Des nouvelles du front, de 291 à 300

  • Nouvelles 291 : Moullet en dix longs - un cyclotron

 

Le cinéma de Luc Moullet démarre quand s’arrêtent les routes goudronnées. Lorsque le pédalier patine, le vélocipède montre alors qu’il tourne dans le vide. La passion des cycles invite à retourner la peau du moderne pour en faire sortir le primitif, qui mouline du vent en tapant sur ses bidules comme sur des os. Tous ses films sont des déshabillages, des dépiautages, le dénuement jamais plus intéressant quand il engage au dénudement.

 

  • Nouvelles 292 : L'Empire du pire de Bruno Dumont

 

Hautain à l’égard du space-opera hollywoodien au nom des balances éternelles de la pesanteur et de la grâce des terriens que nous sommes, Bruno Dumont retombe pourtant dans les sables du lénifiant – moins Star Wars à l’os de Bernanos que Starcrash dans les dunes.
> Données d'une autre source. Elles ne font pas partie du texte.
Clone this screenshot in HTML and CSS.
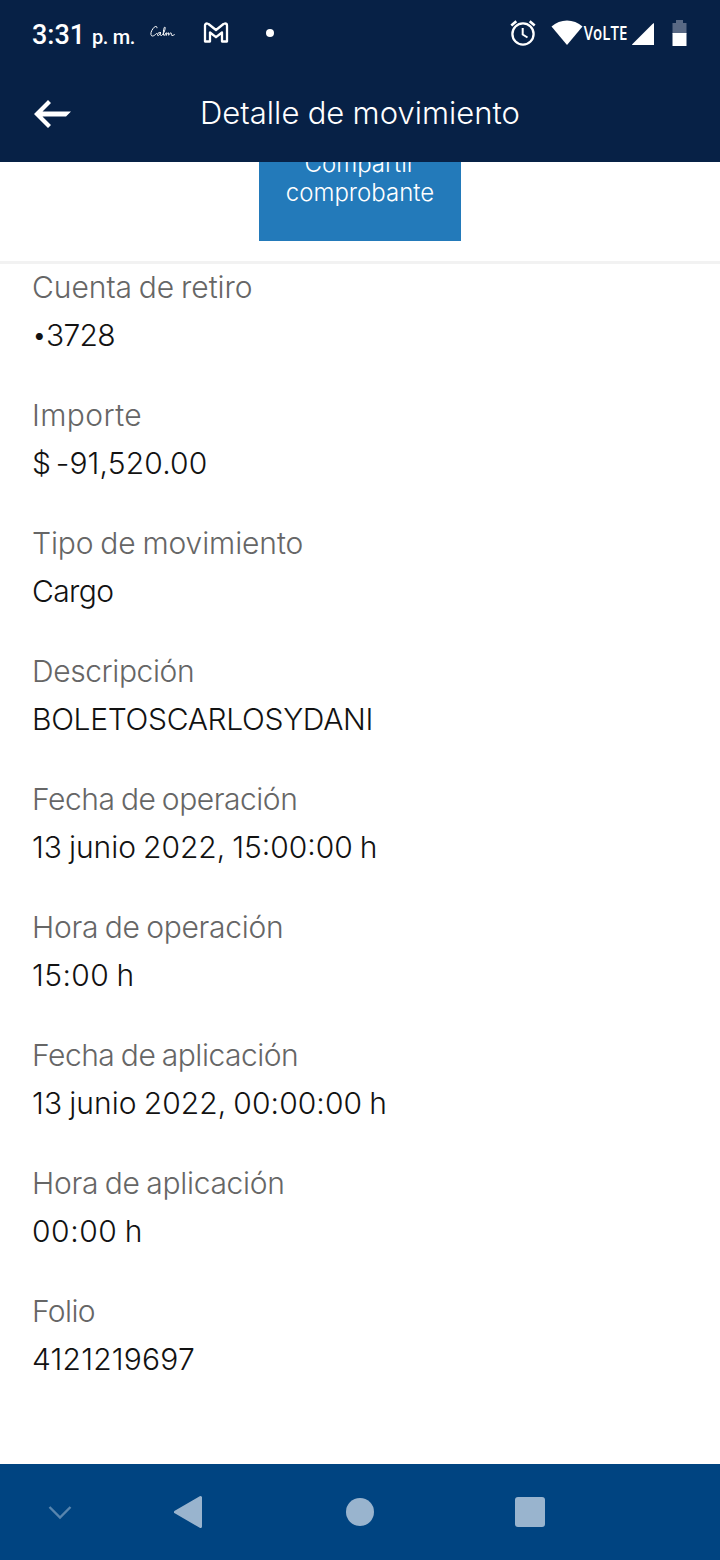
FILE: index.html
```html
<!DOCTYPE html>
<html lang="es">
<head>
<meta charset="utf-8">
<title>Detalle de movimiento</title>
<link rel="stylesheet" href="styles.css">
</head>
<body>
<div class="screen">
  <header class="top">
    <div class="status">
      <span class="clock">3:31 <small>p. m.</small></span>
      <svg class="calm" width="26" height="16" viewBox="0 0 26 16" fill="none" stroke="#fff" stroke-width="1" stroke-linecap="round" stroke-linejoin="round"><path d="M7 2.8C7.2.8 5.200.8 3.300 3.200C.5 6.500 0 11 2.500 11C4 11 5.500 9.500 6.500 8.500M10.500 7.500C8.500 6.800 7 9 7.600 10.300C8.500 11.300 10 9.500 10.500 7.500C10.200 9.500 10.300 11 11.500 10.500C14 9 16 2.500 14.800 2C13.500 2 12.800 10.500 14 10.500C15 10.500 15.500 8 16.300 7.700C16.600 8.500 16 10 16.200 10.500C16.800 9 17.800 7.500 18.500 7.800C18.900 8.500 18.500 9.700 18.700 10.300C19.300 8.800 20.400 7.500 21.200 8C21.600 9 21 10.400 22 10.500C23 10.600 23.500 10 24.300 9.700"/></svg>
      <svg class="mail" width="26" height="22" viewBox="0 0 26 22" fill="none" stroke="#fff" stroke-width="2.300" stroke-linejoin="round"><path d="M2 3.500Q2 1.500 4 1.500L5.500 2L13 8L20.500 2L22 1.500Q24 1.500 24 3.500V19.500H19V10.500L13 15.200L7 10.500V19.500H2Z"/></svg>
      <i class="dot"></i>
      <svg class="alarm" width="26" height="28" viewBox="0 0 26 28" fill="none" stroke="#fff" stroke-width="2.300"><circle cx="13" cy="15" r="10.600"/><path d="M12.700 9V15.500L17.500 18.500" stroke-width="2"/><path d="M1.300 6.500L6.300 2.200M24.700 6.500L19.700 2.200" stroke-width="2.600"/></svg>
      <svg class="wifi" width="32" height="26" viewBox="0 0 32 26" fill="#fff"><path d="M.5 6.500C9-1.600 23-1.600 31.500 6.500L16 25Z"/></svg>
      <span class="volte">VoLTE</span>
      <svg class="signal" width="23" height="23" viewBox="0 0 23 23" fill="#fff"><path d="M22 0V22H1Q-.5 22 .5 21L20.500 1Z"/></svg>
      <svg class="battery" width="15" height="27" viewBox="0 0 15 27"><path d="M4 0H11V3H14.500V14H.5V3H4Z" fill="#596984"/><path d="M.5 13H14.500V26H.5Z" fill="#fff"/></svg>
    </div>
    <div class="bar">
      <svg class="back" width="38" height="30" viewBox="0 0 38 30" fill="#fff"><path d="M0 15L14 1L17 4L8.500 12.500H37L32 17.500H8.500L17 26L14 29Z"/></svg>
      <h1 class="title">Detalle de movimiento</h1>
    </div>
  </header>
  <main class="content">
    <div class="share-row"><button class="share">Compartir<br>comprobante</button></div>
    <dl class="details">
      <div class="item account"><dt>Cuenta de retiro</dt><dd><span class="bullet">•</span>3728</dd></div>
      <div class="item amount"><dt>Importe</dt><dd>$ -91,520.00</dd></div>
      <div class="item kind"><dt>Tipo de movimiento</dt><dd>Cargo</dd></div>
      <div class="item description"><dt>Descripción</dt><dd>BOLETOSCARLOSYDANI</dd></div>
      <div class="item op-date"><dt>Fecha de operación</dt><dd>13 junio 2022, 15:00:00 h</dd></div>
      <div class="item op-time"><dt>Hora de operación</dt><dd>15:00 h</dd></div>
      <div class="item ap-date"><dt>Fecha de aplicación</dt><dd>13 junio 2022, 00:00:00 h</dd></div>
      <div class="item ap-time"><dt>Hora de aplicación</dt><dd>00:00 h</dd></div>
      <div class="item folio"><dt>Folio</dt><dd>4121219697</dd></div>
    </dl>
  </main>
  <nav class="nav">
    <svg width="720" height="96" viewBox="0 0 720 96"><path d="M49.500 43L60 53.500L70.500 43" fill="none" stroke="#5885ae" stroke-width="2.400"/><path d="M175.500 48L200.500 33.500V62.500Z" fill="#99b4ce" stroke="#99b4ce" stroke-width="3" stroke-linejoin="round"/><circle cx="360" cy="48" r="14" fill="#99b4ce"/><rect x="515" y="33" width="30" height="30" rx="3" fill="#99b4ce"/></svg>
  </nav>
</div>
</body>
</html>
```
FILE: styles.css
```css
* { box-sizing: border-box; }
body { margin: 0; font-family: Inter, "Open Sans", sans-serif; font-weight: 300; background: #fff; }
.screen { width: 720px; height: 1560px; display: flex; flex-direction: column; overflow: hidden; }
.top { height: 162px; flex: none; background: #072146; color: #fff; }
.status { height: 66px; display: flex; align-items: flex-start; padding-left: 32px; }
.status svg { flex: none; }
.clock { width: 118px; font: 500 27px/36px Roboto, sans-serif; padding-top: 17px; white-space: nowrap; }
.clock small { font-size: 20px; letter-spacing: -.3px; }
.calm { margin-top: 25px; }
.mail { margin: 22px 0 0 27px; }
.dot { width: 8px; height: 8px; border-radius: 50%; background: #fff; margin: 29px 0 0 37px; }
.alarm { margin: 19px 0 0 236px; }
.wifi { margin: 20px 0 0 15px; }
.volte { width: 49px; padding: 19px 0 0 1px; font: 600 20px/28px "Open Sans", sans-serif; transform: scaleX(.75); transform-origin: left; }
.signal { margin-top: 23px; }
.battery { margin: 20px 0 0 16.500px; }
.bar { height: 96px; display: flex; padding-left: 34px; }
.back { margin-top: 33px; }
.title { margin: 27px 0 0 128px; font-size: 31px; line-height: 40px; font-weight: 300; letter-spacing: .030px; word-spacing: -.500px; white-space: nowrap; }
.content { flex: 1; min-height: 0; overflow: hidden; }
.share-row { height: 102px; border-bottom: 3px solid #f2f2f2; display: flex; justify-content: center; align-items: flex-start; }
.share { width: 202px; height: 120px; margin-top: -41px; border: 0; padding: 0 0 6px; background: #237aba; color: #fff; font: 300 24px/29px Inter, sans-serif; }
.details { margin: 0; padding: 3px 32px; }
.item { height: 128px; }
dt, dd { margin: 0; font-size: 30px; line-height: 40px; white-space: nowrap; word-spacing: -1.500px; }
dt { color: #666; }
dd { color: #121212; margin-top: 8px; }
.bullet { display: inline-block; line-height: 1; font-size: 26px; margin-right: 0; transform: translateY(-2px); }

.account dt { letter-spacing: -.040px; }
.account dd { letter-spacing: -.700px; }
.amount dt { letter-spacing: .400px; }
.amount dd { letter-spacing: .150px; word-spacing: -4px; }
.kind dt { letter-spacing: -.100px; }
.kind dd { letter-spacing: -.600px; }
.description dt { letter-spacing: -.400px; }
.description dd { letter-spacing: -.320px; }
.op-date dt { letter-spacing: -.470px; }
.op-date dd { letter-spacing: 0; }
.op-time dt { letter-spacing: -.290px; }
.op-time dd { letter-spacing: .400px; }
.ap-date dt { letter-spacing: -.480px; }
.ap-date dd { letter-spacing: .080px; }
.ap-time dt { letter-spacing: -.290px; }
.ap-time dd { letter-spacing: .550px; }
.folio dt { letter-spacing: -.600px; }
.folio dd { letter-spacing: .200px; }
.nav { height: 96px; background: #004481; flex: none; }
.nav svg { display: block; }
```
Le prêchi-prêcha du curé monté en chair d’une production spectaculaire martèle avec les pieds la bêtise apocalyptique de l’égalitarisme et les hiérarchies naturelles et incorrigibles de la différence sexuelle. Et il conclut la sarabande par un très mauvais tour démiurgique qui fond dans le même pot un nihilisme de circonstance et le manichéisme gnostique du genre qu’il parodie.

 

  • Nouvelles 293 : La Zerda et les chants de l'oubli d'Assia Djebar (le cinéma, la fantasia)

 

Il n'existe pas d'images si elles sont niées dans leur part d'ombre qui est leur ambivalence native. Quand les images se font le drapeau de l'offuscation même, mutilées d'assombrir ce qu'elles sont pourtant censées éclairer, elles sont malgré tout porteuses encore d'une attente, celle de leur relève, de justice et de dignité pour celles et ceux dont l'exposition par l'archive a eu valeur de profanation, d'outrage et de défiguration. C'est cela le festin, c'est cela la zerda.